Assumé dans toutes ses composantes, de format, de caractère, d’ornementation et de mise en pages, l’engagement de Mallarmé relève d’un expressionnisme typographique privilégiant la majuscule sur la minuscule, la lettre en gras par rapport à la maigre, le romain par rapport à l’italique. Il est pourtant habité par un autre système, impressionniste lui, qui tend à isoler la touche et cherche à rendre l’effet produit par la chose plus que la chose même.

Pour Mallarmé, héritier en cela des écrivains romantiques et de Nodier particulièrement, la page n’est pas d’abord quelque chose donnée à lire, mais un tableau donné à voir, une « estampe typographique » réalisant l’union de la peinture et de la musique.
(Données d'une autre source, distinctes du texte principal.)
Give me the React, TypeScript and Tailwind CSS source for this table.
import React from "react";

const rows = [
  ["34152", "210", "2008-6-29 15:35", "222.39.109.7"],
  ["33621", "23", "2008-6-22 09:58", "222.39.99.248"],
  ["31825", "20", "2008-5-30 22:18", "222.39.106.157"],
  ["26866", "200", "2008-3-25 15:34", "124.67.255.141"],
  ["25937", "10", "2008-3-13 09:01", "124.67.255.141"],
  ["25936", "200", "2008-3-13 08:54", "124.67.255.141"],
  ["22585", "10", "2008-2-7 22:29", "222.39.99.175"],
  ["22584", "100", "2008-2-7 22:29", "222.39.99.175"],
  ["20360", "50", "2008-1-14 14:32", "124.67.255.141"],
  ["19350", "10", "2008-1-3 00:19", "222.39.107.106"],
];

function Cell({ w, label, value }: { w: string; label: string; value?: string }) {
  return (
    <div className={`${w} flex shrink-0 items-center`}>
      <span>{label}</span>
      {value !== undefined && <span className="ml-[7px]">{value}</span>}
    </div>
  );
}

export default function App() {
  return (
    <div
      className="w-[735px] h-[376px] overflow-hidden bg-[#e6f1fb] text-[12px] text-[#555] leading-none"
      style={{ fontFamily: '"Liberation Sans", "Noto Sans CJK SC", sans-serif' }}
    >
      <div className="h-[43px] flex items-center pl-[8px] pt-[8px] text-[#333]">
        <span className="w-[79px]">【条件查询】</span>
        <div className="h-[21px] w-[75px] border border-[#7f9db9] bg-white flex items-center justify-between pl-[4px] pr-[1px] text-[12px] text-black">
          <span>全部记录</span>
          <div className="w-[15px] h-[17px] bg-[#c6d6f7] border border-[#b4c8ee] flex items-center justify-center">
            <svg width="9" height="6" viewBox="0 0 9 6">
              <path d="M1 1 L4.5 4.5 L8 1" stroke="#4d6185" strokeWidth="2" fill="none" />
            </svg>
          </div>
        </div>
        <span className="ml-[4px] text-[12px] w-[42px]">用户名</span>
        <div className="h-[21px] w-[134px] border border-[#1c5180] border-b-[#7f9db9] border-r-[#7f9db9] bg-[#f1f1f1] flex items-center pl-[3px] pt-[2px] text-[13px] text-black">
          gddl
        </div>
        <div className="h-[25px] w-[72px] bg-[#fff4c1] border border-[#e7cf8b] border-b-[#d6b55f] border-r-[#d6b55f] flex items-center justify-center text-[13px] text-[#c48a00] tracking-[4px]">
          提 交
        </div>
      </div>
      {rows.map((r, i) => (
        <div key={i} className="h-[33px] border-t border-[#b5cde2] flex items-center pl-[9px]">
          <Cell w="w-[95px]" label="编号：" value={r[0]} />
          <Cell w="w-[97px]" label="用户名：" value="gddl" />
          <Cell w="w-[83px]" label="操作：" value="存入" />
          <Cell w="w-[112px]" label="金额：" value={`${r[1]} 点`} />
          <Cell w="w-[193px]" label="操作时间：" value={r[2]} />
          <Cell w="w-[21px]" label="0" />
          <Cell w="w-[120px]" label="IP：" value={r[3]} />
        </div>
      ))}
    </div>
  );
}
Et il n’est certes pas interdit de « lire » le Coup de dés comme un tableau de Turner ou comme une aquarelle bleue de la montagne Sainte-Victoire de Cézanne, brisant la ligne continue de la Sainte-Victoire par les blancs de la toile, à l’image de Mallarmé explosant dans la vibration du blanc l’ancien vers linéaire, pour suggérer l’établissement fugitif de nouveaux liens, ou susciter des constellations inédites.